Third, enterprise adoption potential exists. If Plasma can achieve real-world deployment in compliant payments, micro-payments, and B2B settlements, it will provide tangible support for its network value.

However, this also means Plasma must make substantial progress in technology, user experience, and ecosystem integration to realize its long-term potential.

05 Future Price Outlook

Looking ahead, XPL’s future can be viewed in short, medium, and long-term stages:

Short-term: Price is likely to oscillate within the current range. Only clear fundamental catalysts (such as high-frequency mainnet payment data or major partnership announcements) could trigger a breakout; otherwise, the market may remain in consolidation.

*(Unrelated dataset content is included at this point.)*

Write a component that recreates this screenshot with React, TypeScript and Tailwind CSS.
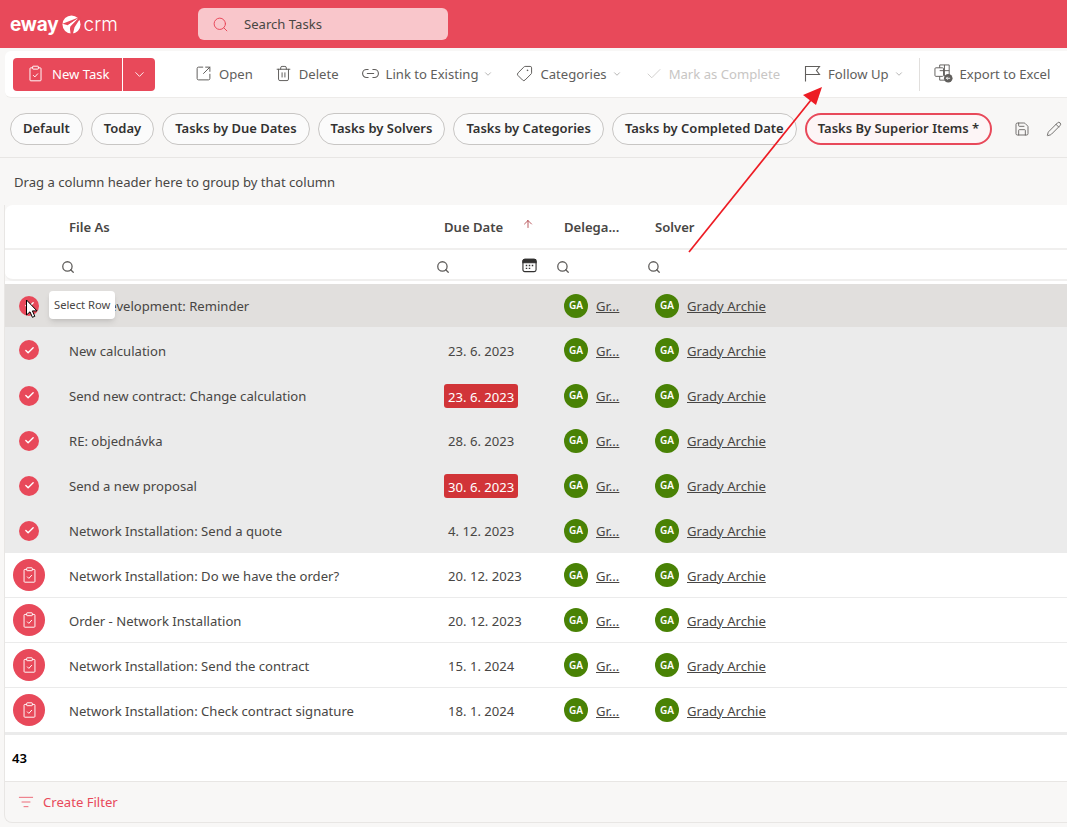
import React from "react";
import { Search, SquareArrowOutUpRight, Trash2, Link2, ChevronDown, Tag, Check, Save, Pencil, ArrowUp, ListFilter } from "lucide-react";

const Clipboard = ({ className = "" }: { className?: string }) => (
  <svg viewBox="0 0 16 20" className={className} fill="none" stroke="currentColor" strokeWidth="1.2">
    <path d="M4.5 3H2.2A1 1 0 0 0 1.2 4v14a1 1 0 0 0 1 1h11.6a1 1 0 0 0 1-1V4a1 1 0 0 0-1-1h-2.3" />
    <rect x="4.5" y="1" width="7" height="3.6" rx="0.6" />
    <path d="M5 12l2.2 2.2L11 10" />
  </svg>
);

const Logo = () => (
  <div className="flex items-center text-white">
    <span className="text-[19px] font-bold leading-none tracking-[-0.2px] font-['Inter',sans-serif]">eway</span>
    <svg viewBox="0 0 20 20" className="w-[19px] h-[19px] ml-[3px] mr-[3px]">
      <circle cx="10" cy="10" r="9.5" fill="#fff" />
      <path d="M20.5 1.5L0.5 9.2l5.6 1.5L17 3.5 8 12l1.2 8.5 2.2-.2 1.8-7.5z" fill="#e8495a" />
      <path d="M17 3.5L6.1 10.7 7.8 17l1-5z" fill="#fff" />
    </svg>
    <span className="text-[19px] font-light leading-none font-['Inter',sans-serif]">crm</span>
  </div>
);

const Action = ({ icon, label, chevron, disabled, gap = "gap-[7px]" }: { icon: React.ReactNode; label: string; chevron?: boolean; disabled?: boolean; gap?: string }) => (
  <div className={`flex items-center ${gap} ${disabled ? "text-[#c8c6c4]" : "text-[#605e5c]"} ${chevron ? "mr-[1px]" : ""}`}>
    {icon}
    <div className="flex items-center gap-[5px]">
      <span className="mt-[1px]">{label}</span>
      {chevron && <ChevronDown className="w-[10px] h-[10px] text-[#8a8886]" strokeWidth={1.5} />}
    </div>
  </div>
);

const Chip = ({ label, active }: { label: string; active?: boolean }) => (
  <div className={`h-[32px] shrink-0 flex items-center rounded-full text-[13px] font-semibold text-[#323130] whitespace-nowrap ${active ? "px-[11px] border-2 border-[#e8495a] bg-[#fdf5f6]" : "px-[12px] border border-[#c8c6c4] bg-[#fbfbfb]"}`}>
    {label}
  </div>
);

const Avatar = () => (
  <div className="w-[24px] h-[24px] shrink-0 rounded-full bg-[#498205] text-white text-[10px] font-semibold flex items-center justify-center">GA</div>
);

type Row = { name: string; date: string; late?: boolean; selected?: boolean; kind?: "hover" | "second" };
const rows: Row[] = [
  { name: "Web Development: Reminder", date: "", selected: true, kind: "hover" },
  { name: "New calculation", date: "23. 6. 2023", selected: true, kind: "second" },
  { name: "Send new contract: Change calculation", date: "23. 6. 2023", late: true, selected: true },
  { name: "RE: objednávka", date: "28. 6. 2023", selected: true },
  { name: "Send a new proposal", date: "30. 6. 2023", late: true, selected: true },
  { name: "Network Installation: Send a quote", date: "4. 12. 2023", selected: true },
  { name: "Network Installation: Do we have the order?", date: "20. 12. 2023" },
  { name: "Order - Network Installation", date: "20. 12. 2023" },
  { name: "Network Installation: Send the contract", date: "15. 1. 2024" },
  { name: "Network Installation: Check contract signature", date: "18. 1. 2024" },
];

const SearchMini = () => <Search className="w-[14px] h-[14px] -ml-[1px] text-[#605e5c]" strokeWidth={2.2} />;

const rowClass = (r: Row) => {
  if (r.kind === "hover") return "h-[43px] bg-[#e1dfdd]";
  if (r.kind === "second") return "h-[46px] bg-[#ebebeb]";
  if (r.selected) return "h-[45px] bg-[#ebebeb]";
  return "h-[45px] bg-white border-b border-[#ebebeb]";
};

const TableRow = ({ r }: { r: Row }) => {
  const low = !r.selected || r.kind === "second";
  const tx = low ? "mt-[4px]" : "mt-[2px]";
  return (
    <div className={`flex items-center ${rowClass(r)}`}>
      <div className="w-[48px] shrink-0 flex justify-center">
        {r.selected ? (
          <div className="w-[20px] h-[20px] rounded-full bg-[#e8495a] flex items-center justify-center">
            <Check className="w-[11px] h-[11px] text-white" strokeWidth={3} />
          </div>
        ) : (
          <div className="w-[32px] h-[32px] rounded-full bg-[#e8495a] flex items-center justify-center text-white">
            <Clipboard className="w-[13px] h-[16px]" />
          </div>
        )}
      </div>
      <div className={`w-[391px] pl-[16px] ${tx} shrink-0 text-[#484644] whitespace-nowrap`}>{r.name}</div>
      <div className="w-[120px] shrink-0 text-[#484644]">
        {r.date && (
          <span className={r.late ? "inline-block bg-[#d13438] text-white rounded-[3px] px-[4px] pt-[3px] pb-[1px] leading-[20px]" : `inline-block px-[4px] ${tx}`}>{r.date}</span>
        )}
      </div>
      <div className="w-[91px] shrink-0 flex items-center gap-[8px] text-[#484644]">
        <Avatar />
        <span className={`underline ${tx}`}>Gr...</span>
      </div>
      <div className="flex items-center gap-[8px] text-[#484644]">
        <Avatar />
        <span className={`underline ${tx}`}>Grady Archie</span>
      </div>
    </div>
  );
};

export default function App() {
  return (
    <div className="relative w-[1067px] h-[827px] overflow-hidden bg-[#f8f7f6] text-[13.1px] font-['Noto_Sans',sans-serif]">
      <header className="h-[48px] bg-[#e8495a] flex items-center pl-[10px]">
        <div className="w-[188px]"><Logo /></div>
        <div className="w-[250px] h-[32px] bg-[#f9c6cb] rounded-[6px] flex items-center pl-[14px] gap-[15px] text-[#484644]">
          <Search className="w-[17px] h-[17px] text-[#e8495a]" strokeWidth={1.4} />
          <span className="mt-[1px]">Search Tasks</span>
        </div>
      </header>

      <div className="ml-[5px] mt-[3px] h-[47px] bg-white rounded-l-[6px] border-b border-[#edebe9] flex items-center pl-[8px]">
        <div className="w-[142px] h-[33px] rounded-[4px] bg-[#e8495a] text-white flex items-center shrink-0">
          <div className="w-[109px] flex items-center gap-[10px] pl-[16px]">
            <Clipboard className="w-[13px] h-[17px]" />
            <span className="mt-[1px]">New Task</span>
          </div>
          <div className="w-px h-full bg-white" />
          <div className="flex-1 flex justify-center"><ChevronDown className="w-[15px] h-[15px]" strokeWidth={1.4} /></div>
        </div>
        <div className="flex items-center ml-[40px] gap-[22px] whitespace-nowrap">
          <Action icon={<SquareArrowOutUpRight className="w-[17px] h-[17px]" strokeWidth={1.4} />} label="Open" />
          <Action icon={<Trash2 className="w-[17px] h-[17px]" strokeWidth={1.4} />} label="Delete" />
          <Action icon={<Link2 className="w-[19px] h-[19px]" strokeWidth={1.4} />} label="Link to Existing" gap="gap-[6px]" chevron />
          <Action icon={<Tag className="w-[17px] h-[17px] -scale-x-100" strokeWidth={1.4} />} label="Categories" chevron />
          <Action icon={<Check className="w-[18px] h-[18px]" strokeWidth={1.1} />} label="Mark as Complete" gap="gap-[6px]" disabled />
          <div className="ml-[2px]">
            <Action icon={
              <svg viewBox="0 0 17 17" className="w-[17px] h-[17px]" fill="none" stroke="currentColor" strokeWidth="1.1">
                <path d="M1.5 16.5V1.5h14l-3 4 3 4h-14" />
              </svg>
            } label="Follow Up" chevron />
          </div>
          <div className="w-px h-[33px] bg-[#e1dfdd] -mx-[8px]" />
          <Action icon={
            <svg viewBox="0 0 20 20" className="w-[19px] h-[19px]" fill="none" stroke="currentColor" strokeWidth="1">
              <rect x="1" y="4" width="9" height="9" rx="1" />
              <path d="M6 4V1h10v12h-3M6 13v4h6M11 1v12M6 7h10" />
              <circle cx="15" cy="15" r="4.5" fill="#605e5c" stroke="none" />
              <path d="M17 15h-4m1.5-1.5L13 15l1.5 1.5" stroke="#fff" />
            </svg>
          } label="Export to Excel" />
        </div>
      </div>

      <div className="h-[60px] border-b border-[#e8e6e4] flex items-center pl-[10px] gap-[8px] pt-[2px]">
        <Chip label="Default" />
        <Chip label="Today" />
        <Chip label="Tasks by Due Dates" />
        <Chip label="Tasks by Solvers" />
        <Chip label="Tasks by Categories" />
        <Chip label="Tasks by Completed Date" />
        <Chip label="Tasks By Superior Items *" active />
        <Save className="w-[16px] h-[16px] text-[#605e5c] ml-[14px] shrink-0" strokeWidth={1.3} />
        <Pencil className="w-[16px] h-[16px] text-[#605e5c] ml-[8px] shrink-0" strokeWidth={1.3} />
      </div>

      <div className="ml-[5px] h-[47px] flex items-center pl-[9px] pt-[2px] text-[#484644]">Drag a column header here to group by that column</div>

      <div className="ml-[4px] h-[618px] rounded-bl-[8px] border-b border-l border-[#e8e6e4] bg-[#f8f7f6] flex flex-col">
        <div className="bg-white h-[45px] pt-[2px] border-b-2 border-[#f0efee] flex items-center font-semibold text-[#484644] rounded-tl-[8px]">
          <div className="w-[64px] shrink-0" />
          <div className="w-[375px] shrink-0">File As</div>
          <div className="w-[120px] shrink-0 flex items-center">
            <span>Due Date</span>
            <ArrowUp className="w-[12px] h-[12px] ml-[19px] -mt-[6px] text-[#a4262c]" strokeWidth={1.5} />
          </div>
          <div className="w-[91px] shrink-0">Delega...</div>
          <div>Solver</div>
        </div>
        <div className="bg-white h-[31px] border-b-2 border-[#f0efee] flex items-center rounded-bl-[8px]">
          <div className="w-[57px] shrink-0" />
          <div className="w-[375px] shrink-0 mt-[5px]"><SearchMini /></div>
          <div className="w-[120px] shrink-0 flex items-center">
            <div className="mt-[5px]"><SearchMini /></div>
            <svg viewBox="0 0 16 16" className="w-[15px] h-[15px] ml-[72px] mt-[1px] text-[#323130]" fill="none" stroke="currentColor" strokeWidth="1.2">
              <rect x="1" y="1.5" width="14" height="13" rx="2" />
              <path d="M1 3.5a2 2 0 0 1 2-2h10a2 2 0 0 1 2 2V5H1z" fill="currentColor" />
              <path d="M4 8h1.6M7.2 8h1.6M10.4 8H12M4 11h1.6M7.2 11h1.6" strokeWidth="1.4" />
            </svg>
          </div>
          <div className="w-[91px] shrink-0 mt-[5px]"><SearchMini /></div>
          <div className="mt-[5px]"><SearchMini /></div>
        </div>
        <div className="h-[3px] bg-white" />
        {rows.map((r) => <TableRow key={r.name} r={r} />)}
        <div className="bg-white h-[48px] border-t-2 border-[#ebebeb] flex items-center pl-[7px] pt-[2px] font-semibold text-black">43</div>
        <div className="flex-1 border-t border-[#e8e6e4] flex items-center pl-[13px] gap-[9px] text-[#e8495a]">
          <ListFilter className="w-[16px] h-[16px]" strokeWidth={1.2} />
          <span className="mt-[2px]">Create Filter</span>
        </div>
      </div>

      <div className="absolute left-[49px] top-[291px] h-[28px] px-[5px] flex items-center rounded-[4px] bg-white text-[11.2px] text-[#484644] shadow-md">Select Row</div>

      <svg className="absolute inset-0 pointer-events-none" width="1067" height="827">
        <path d="M689 252L811 100" stroke="#ed1c24" strokeWidth="1.7" />
        <path d="M822 87L803 95l13 10z" fill="#ed1c24" />
        <path d="M26.5 300v15l3.5-3.2 2.4 5.5 2.4-1-2.4-5.4h4.6z" fill="#fff" stroke="#000" strokeWidth="1" />
      </svg>
    </div>
  );
}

Medium-term: If Plasma’s stablecoin payment applications gradually deploy and attract real capital inflows, the valuation logic may shift from pure speculation to “use value + ecosystem participation value,” providing price support.

Long-term: If demand for on-chain payments and micro-payments continues to grow, and Plasma achieves meaningful usage scale, XPL could establish a more stable valuation center at higher levels.

Such trends typically require a longer time horizon to materialize. Infrastructure assets’ valuations tend not to outperform the broader market significantly in the short term based on single events but rather through the accumulation of genuine usage over time.

Conclusion

Plasma aims to build a Layer1 blockchain optimized for stablecoin payments and high-throughput transaction scenarios. Its long-term value potential is significant, especially as the stablecoin ecosystem expands. As the native token, XPL plays multiple roles in settlement, incentives, and governance. Its price more reflects market expectations of this unique positioning and the ecosystem’s development trajectory.

For investors and observers interested in Plasma and XPL, key indicators to watch are not just the price itself but on-chain stablecoin payment volumes, cross-chain liquidity contributions, actual usage growth, and ecosystem collaborations. These fundamental variables are the core support for XPL’s medium- and long-term prospects.